»»

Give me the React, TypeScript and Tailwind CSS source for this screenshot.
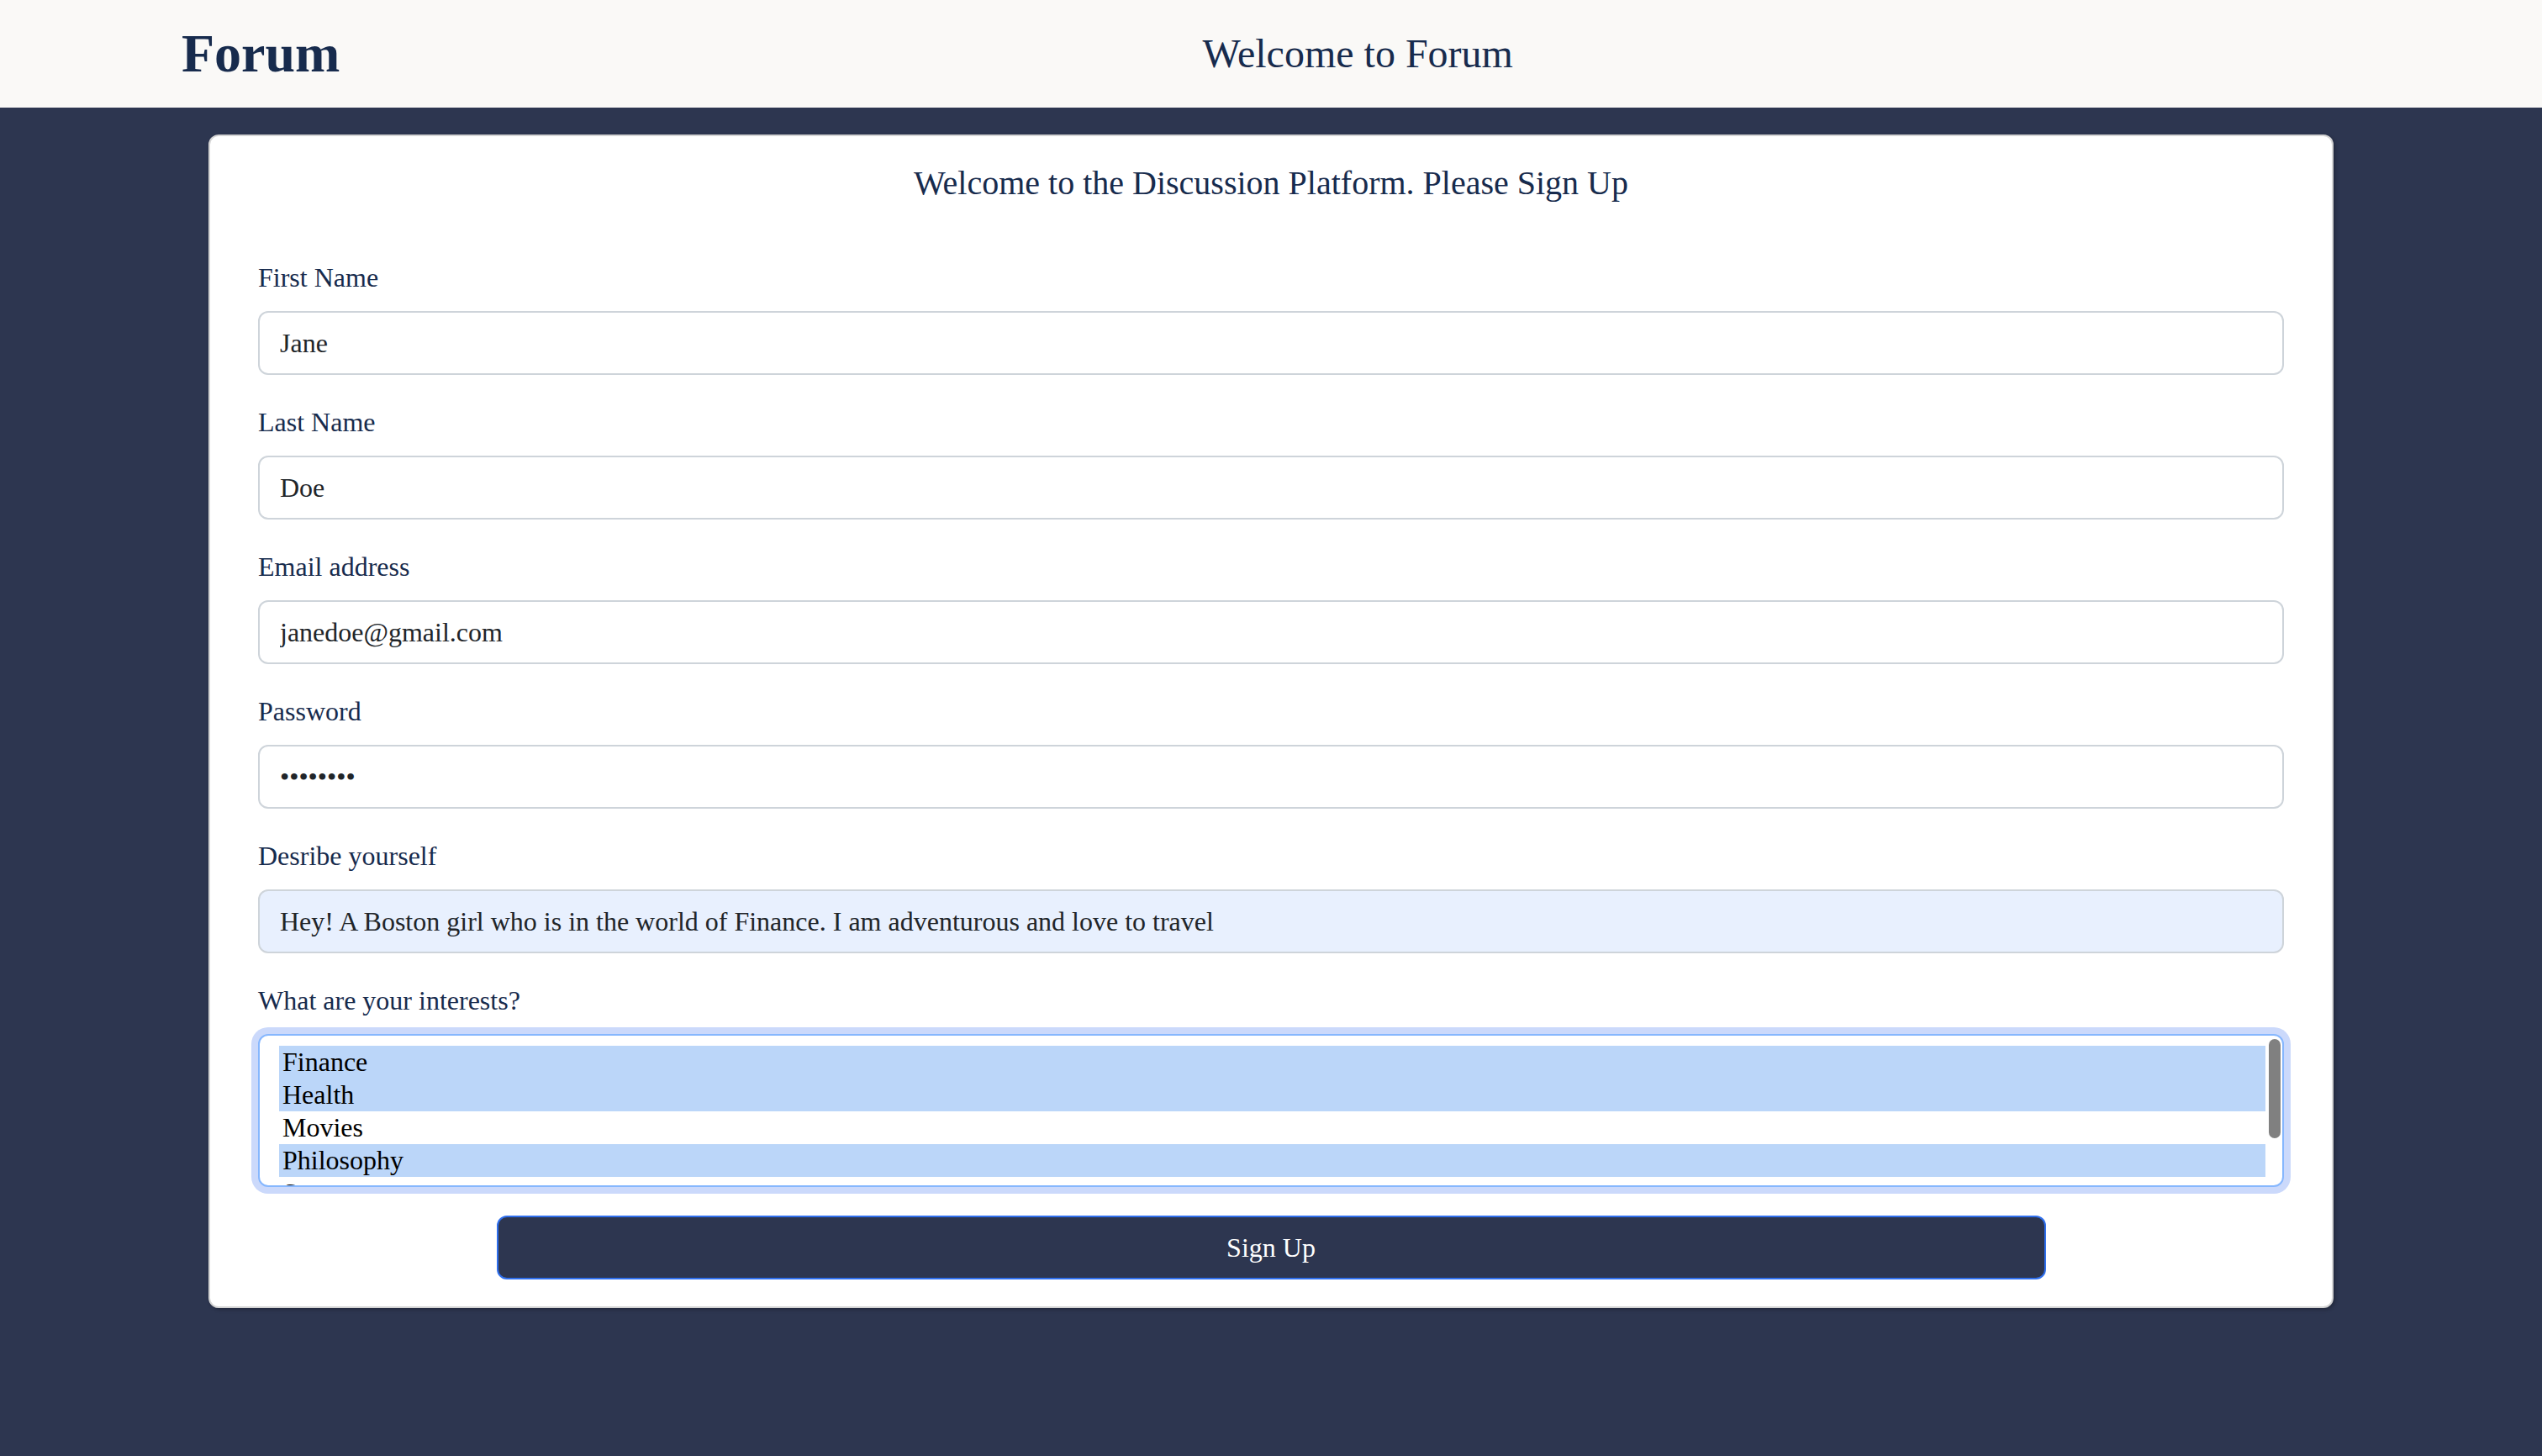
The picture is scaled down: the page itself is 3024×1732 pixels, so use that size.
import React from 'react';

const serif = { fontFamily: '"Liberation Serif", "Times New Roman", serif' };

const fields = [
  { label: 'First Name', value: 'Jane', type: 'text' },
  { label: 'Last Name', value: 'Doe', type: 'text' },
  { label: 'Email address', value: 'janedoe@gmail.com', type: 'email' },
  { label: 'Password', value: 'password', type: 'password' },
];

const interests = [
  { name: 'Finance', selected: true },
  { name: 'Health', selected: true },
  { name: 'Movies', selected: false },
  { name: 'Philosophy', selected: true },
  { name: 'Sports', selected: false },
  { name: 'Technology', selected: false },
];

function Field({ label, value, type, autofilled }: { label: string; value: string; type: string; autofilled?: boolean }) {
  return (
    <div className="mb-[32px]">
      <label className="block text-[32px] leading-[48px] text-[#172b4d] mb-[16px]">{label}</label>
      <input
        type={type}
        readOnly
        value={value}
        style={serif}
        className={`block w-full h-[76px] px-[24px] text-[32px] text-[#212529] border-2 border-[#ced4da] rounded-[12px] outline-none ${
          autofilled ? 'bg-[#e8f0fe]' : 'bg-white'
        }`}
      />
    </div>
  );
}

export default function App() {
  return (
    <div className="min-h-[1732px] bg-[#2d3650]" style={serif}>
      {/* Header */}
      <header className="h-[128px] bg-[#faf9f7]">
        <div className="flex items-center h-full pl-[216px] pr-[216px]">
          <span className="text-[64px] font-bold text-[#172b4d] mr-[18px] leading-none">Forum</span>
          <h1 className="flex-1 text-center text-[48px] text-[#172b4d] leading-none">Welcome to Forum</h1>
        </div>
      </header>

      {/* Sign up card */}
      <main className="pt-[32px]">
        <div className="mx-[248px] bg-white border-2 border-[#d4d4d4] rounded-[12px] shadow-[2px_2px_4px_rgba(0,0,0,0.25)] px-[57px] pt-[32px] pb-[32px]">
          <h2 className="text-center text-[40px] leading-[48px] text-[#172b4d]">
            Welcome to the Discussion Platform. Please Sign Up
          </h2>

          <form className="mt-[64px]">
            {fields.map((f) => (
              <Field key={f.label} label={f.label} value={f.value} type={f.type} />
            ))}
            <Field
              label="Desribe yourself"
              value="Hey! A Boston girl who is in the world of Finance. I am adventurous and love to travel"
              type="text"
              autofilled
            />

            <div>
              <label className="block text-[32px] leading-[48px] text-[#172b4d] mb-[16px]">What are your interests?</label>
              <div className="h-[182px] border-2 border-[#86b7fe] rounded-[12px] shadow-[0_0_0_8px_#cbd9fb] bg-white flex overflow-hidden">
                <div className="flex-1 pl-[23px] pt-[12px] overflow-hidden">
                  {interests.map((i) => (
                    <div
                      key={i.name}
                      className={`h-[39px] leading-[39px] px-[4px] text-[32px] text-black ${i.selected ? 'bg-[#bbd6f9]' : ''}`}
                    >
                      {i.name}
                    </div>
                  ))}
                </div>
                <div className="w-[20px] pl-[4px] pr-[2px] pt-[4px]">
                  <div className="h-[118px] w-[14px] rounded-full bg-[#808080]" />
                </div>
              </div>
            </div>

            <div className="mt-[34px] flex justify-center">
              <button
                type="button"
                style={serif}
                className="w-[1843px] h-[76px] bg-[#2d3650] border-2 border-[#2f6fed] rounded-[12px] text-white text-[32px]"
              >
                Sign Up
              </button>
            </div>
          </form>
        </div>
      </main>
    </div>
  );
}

««

▸ WRITTEN INSTRUCTION:
Look through the listing and extract every line with "React" in it.

▸ FINISHED EXERCISE:
Give me the React, TypeScript and Tailwind CSS source for this screenshot.
import React from 'react';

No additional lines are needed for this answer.